Does an October 11, 2019 press release from the Commission on Presidential Debates (“CPD”) announcing its 2020 debate schedule, and a recent court opinion, provide a glimpse into who controls our government?
The CPD press release reiterates Federal Election Commission (“FEC”) requirements that candidate participation in Presidential debates be made on the basis of “pre-established, objective” criteria, applied to all candidates, and emphasizes its mission as “voter education.” Nothing could be further from the truth. Rather, CPD/FEC disguise a century-old effort by Republicans and Democrats and their officeholders, to ensure the laws are structured to limit ballot access and the political speech of those outside the two major parties.
The CPD, a private organization operating under FEC regulations, has government authorization to set standards that prevent third-party candidates from participating in presidential debates. The CPD has this power as long it does not directly endorse, support, or oppose a candidate, and selects at least two debate candidates.
Moreover, those with the most to gain from the major parties, corporations and media, can fund the debates. Notwithstanding an assertion of “impartiality”, CPD officials wear many hat; e.g., CPD board member and Chair of a political party. These officials can also take positions contrary to CPD when speaking in their “individual capacity.” Such looseness of structure allows the CPD to satisfy FEC requirements while setting “objective” standards not achievable by third-parties.
This controversy started immediately after the major parties formed the CPD in 1987. Prior to the CPD, The League of Women Voters (“The League”), sponsored the debates. When The League discovered the two major political parties secretly gave the campaigns control over questioners, composition of audience, and press access, it withdrew its support.
The League president, Nancy Neuman, characterized these actions as “campaign-trail charades devoid of substance…that would perpetrate a fraud on the American voter.”
From the inception of the CPD, only one third-party candidate was invited to debate – Ross Perot, Reform Party candidate, in 1992, at the request of the other participants.
Before the 2000 election,the CPD amended its criteria to require participants to secure at least 15% support in selected polls. This requirement is rarely achieved by a third-party candidate, and is much higher than required for state ballot qualification or public financing. Ralph Nader, Green party candidate on the ballot in 43 states, was so angry, the CPD had to physically bar him from the debates.
The real action however, was in the courts. Level the Playing Field and Gary Johnson, Libertarian Party, litigated against the 15% poll criteria alleging FEC and CPD regulatory non-compliance and violations of First Amendment rights and the anti-trust laws.
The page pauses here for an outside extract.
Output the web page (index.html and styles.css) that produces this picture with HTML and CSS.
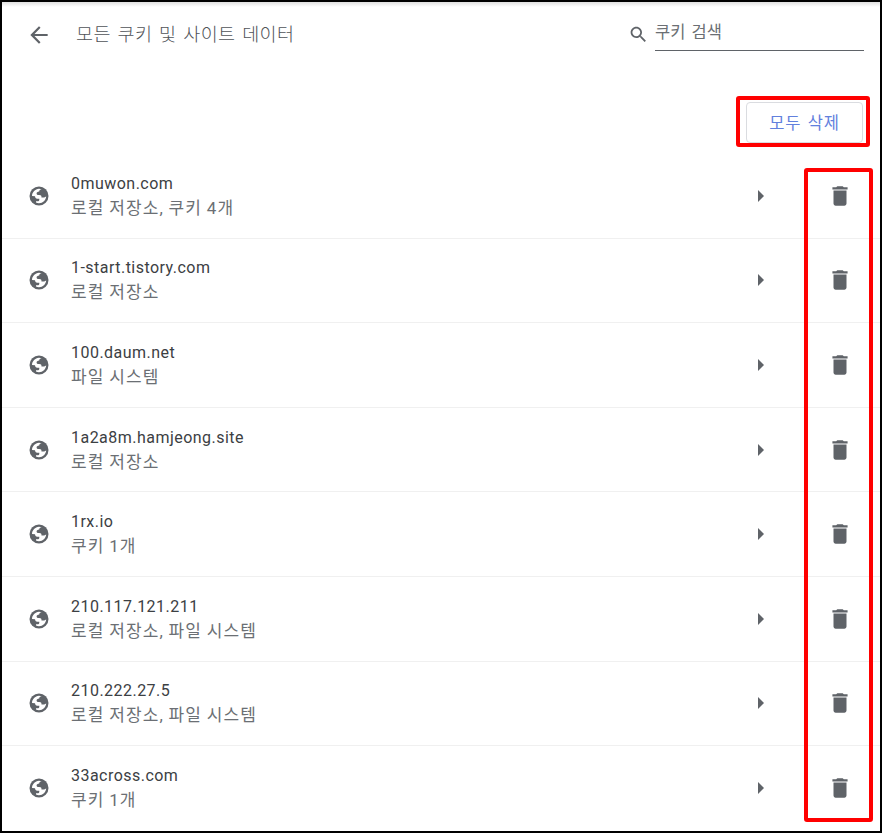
FILE: index.html
```
<!DOCTYPE html>
<html lang="ko">
<head>
<meta charset="utf-8">
<title>모든 쿠키 및 사이트 데이터</title>
<link rel="stylesheet" href="styles.css">
</head>
<body>
<svg class="defs" aria-hidden="true">
  <symbol id="globe" viewBox="0 0 20 20">
    <circle cx="10" cy="10" r="9.5" fill="#5f6368"/>
    <path fill="#fff" d="M3 10C3.1 6.3 6.1 3.2 10 2.8L12.7 3.3C11 3.6 10.4 4.2 10.2 5.4C8.5 5.5 7.5 6.4 7.6 7.6C7.7 8.9 8.7 9.2 10.2 9.1C12 9.1 12.6 9.9 12.5 11.4H15.2C16 11.4 16.4 10.9 17.2 10.5C16.9 14.2 13.9 17.1 10 17.2C8.8 17.2 7.9 17 7 16.6V15.2H9.2C10.2 15.2 10.4 14.2 10.3 12.8H8.2C6.8 12.8 6.2 11.8 6 10.3Z"/>
  </symbol>
  <symbol id="trash" viewBox="0 0 24 24"><path d="M6 19c0 1.1.9 2 2 2h8c1.1 0 2-.9 2-2V7H6v12zM19 4h-3.5l-1-1h-5l-1 1H5v2h14V4z"/></symbol>
  <symbol id="arrow" viewBox="0 0 6 12"><path d="M0 0L6 6L0 12Z"/></symbol>
</svg>
<main class="page">
  <header class="toolbar">
    <svg class="back" viewBox="0 0 24 24"><path d="M20 11H7.83l5.59-5.59L12 4l-8 8 8 8 1.41-1.41L7.83 13H20v-2z"/></svg>
    <h1>모든 쿠키 및 사이트 데이터</h1>
    <svg class="search-icon" viewBox="0 0 24 24"><path d="M15.5 14h-.79l-.28-.27C15.41 12.59 16 11.11 16 9.5 16 5.91 13.09 3 9.5 3S3 5.91 3 9.5 5.91 16 9.5 16c1.61 0 3.09-.59 4.23-1.57l.27.28v.79l5 4.99L20.49 19l-4.99-5zm-6 0C7.01 14 5 11.99 5 9.5S7.01 5 9.5 5 14 7.01 14 9.5 11.99 14 9.5 14z"/></svg>
    <div class="search">쿠키 검색</div>
  </header>
  <div class="actions"><div class="mark"><button>모두 삭제</button></div></div>
  <section class="list">
    <div class="row"><svg class="globe"><use href="#globe"/></svg><div class="text"><div class="site">0muwon.com</div><div class="detail">로컬 저장소, 쿠키 4개</div></div><svg class="arrow"><use href="#arrow"/></svg><svg class="trash"><use href="#trash"/></svg></div>
    <div class="row"><svg class="globe"><use href="#globe"/></svg><div class="text"><div class="site">1-start.tistory.com</div><div class="detail">로컬 저장소</div></div><svg class="arrow"><use href="#arrow"/></svg><svg class="trash"><use href="#trash"/></svg></div>
    <div class="row"><svg class="globe"><use href="#globe"/></svg><div class="text"><div class="site">100.daum.net</div><div class="detail">파일 시스템</div></div><svg class="arrow"><use href="#arrow"/></svg><svg class="trash"><use href="#trash"/></svg></div>
    <div class="row"><svg class="globe"><use href="#globe"/></svg><div class="text"><div class="site">1a2a8m.hamjeong.site</div><div class="detail">로컬 저장소</div></div><svg class="arrow"><use href="#arrow"/></svg><svg class="trash"><use href="#trash"/></svg></div>
    <div class="row"><svg class="globe"><use href="#globe"/></svg><div class="text"><div class="site">1rx.io</div><div class="detail">쿠키 1개</div></div><svg class="arrow"><use href="#arrow"/></svg><svg class="trash"><use href="#trash"/></svg></div>
    <div class="row"><svg class="globe"><use href="#globe"/></svg><div class="text"><div class="site">210.117.121.211</div><div class="detail">로컬 저장소, 파일 시스템</div></div><svg class="arrow"><use href="#arrow"/></svg><svg class="trash"><use href="#trash"/></svg></div>
    <div class="row"><svg class="globe"><use href="#globe"/></svg><div class="text"><div class="site">210.222.27.5</div><div class="detail">로컬 저장소, 파일 시스템</div></div><svg class="arrow"><use href="#arrow"/></svg><svg class="trash"><use href="#trash"/></svg></div>
    <div class="row"><svg class="globe"><use href="#globe"/></svg><div class="text"><div class="site">33across.com</div><div class="detail">쿠키 1개</div></div><svg class="arrow"><use href="#arrow"/></svg><svg class="trash"><use href="#trash"/></svg></div>
    <div class="highlight"></div>
  </section>
</main>
</body>
</html>
```
FILE: styles.css
```
* { box-sizing: border-box; }
body { margin: 0; background: #fff; }
.defs { display: none; }
.page {
  width: 882px;
  height: 833px;
  border: 2px solid #000;
  overflow: hidden;
  font-family: Roboto, "Noto Sans CJK KR", sans-serif;
  color: #5f6368;
  fill: #5f6368;
  background: linear-gradient(#e0e0e0, #fff 5px);
}
.toolbar {
  display: flex;
  height: 94px;
  padding-left: 24px;
}
.back { width: 26px; height: 26px; margin-top: 20px; }
h1 {
  width: 551px;
  margin: 17px 0 0 24px;
  color: #505358;
  font-size: 18.5px;
  line-height: 32px;
  font-weight: 300;
  letter-spacing: 0.4px;
  word-spacing: 1.8px;
  white-space: nowrap;
}
.search-icon { width: 21px; height: 21px; margin: 22px 0 0 1px; }
.search {
  width: 209px;
  height: 33px;
  margin: 16px 0 0 6px;
  border-bottom: 1px solid #5f6368;
  color: #6b6f74;
  font-size: 16.5px;
  line-height: 30px;
  word-spacing: 2px;
}
.actions { display: flex; justify-content: flex-end; padding-right: 10px; height: 58px; }
.mark {
  width: 134px;
  height: 51px;
  padding: 2px 3px 0 6px;
  border: 4px solid #f00;
  border-radius: 3px;
}
button {
  display: block;
  width: 117px;
  height: 41px;
  padding: 0;
  border: 1px solid #dadce0;
  border-radius: 4px;
  background: #fff;
  color: #6280dd;
  font: 400 16.5px/39px "Noto Sans CJK KR", sans-serif;
  letter-spacing: 0.8px;
  word-spacing: 1px;
}
.list { position: relative; }
.row {
  display: flex;
  align-items: center;
  height: 84.6px;
  padding-left: 27px;
  border-bottom: 1.5px solid #f0f0f0;
}
.row:nth-child(8) { border-bottom-color: transparent; }
.globe { width: 20px; height: 20px; }
.text { width: 690px; margin-left: 22px; }
.site {
  color: #3c4043;
  font-size: 16px;
  line-height: 25px;
  letter-spacing: 0.47px;
}
.detail {
  color: #6b6f74;
  font-size: 17px;
  line-height: 25px;
  letter-spacing: 1.1px;
  word-spacing: -0.6px;
}
.arrow { width: 6px; height: 12px; margin-left: -3px; }
.trash { width: 26px; height: 26px; margin-left: 63px; }
.highlight {
  position: absolute;
  left: 802px;
  top: 14px;
  width: 69px;
  height: 654px;
  border: 4px solid #f00;
  border-radius: 3px;
}
```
The FEC and the federal courts, in derogatory fashion, dismissed all complaints leaving the two major parties in complete control of the debates.
An appeals court noted: “Every four years, we suffer through the celebration of democracy (and national nightmare) that is a presidential election.”
The trial court dismissed as “old news” statements by the Republican chair of the CPD, that the Commission “was not likely to look with favor on including third-party candidates in the debates” and the Democratic chair saying he “personally believed the panel should exclude third-party candidates from the debates.” Also, the “CPD director asserted CPD officials are “permitted to wear multiple hats and can speak freely … in [their] … personal capacity.”
The activities of the CPD are merely that latest efforts to ensure the two major parties control our country. “The Constitution and the Ballot Box” notes it was not until the 1912 elections, that the two major parties and the respective states feared they needed protection. Teddy Roosevelt’s Bull Moose party had received more votes than the Republican, and the Socialist Party had received six percent of the presidential vote and won several congressional seats, 79 mayoralties and over 1,200 local offices. That year, the two major parties and state legislatures began making access to the ballot more difficult for third-party candidates than for major party candidates.
The results of their efforts are staggering. The Daily Kos estimates there are 519,682 elected officeholders in the United States. There are, however, around 390 non-major party elected officials: 168 Libertarians; 143 Green Party; 26 Constitution Party; 27 Independents; and 26 Democratic Vermont Progressives. The two major parties control 99.92% of all elected U.S. offices.
Notwithstanding the massive political control by the two major parties, Gallup finds 61% of Americans believe a third-party is needed.
The two major parties rig the system, so they win! Who do these political parties represent?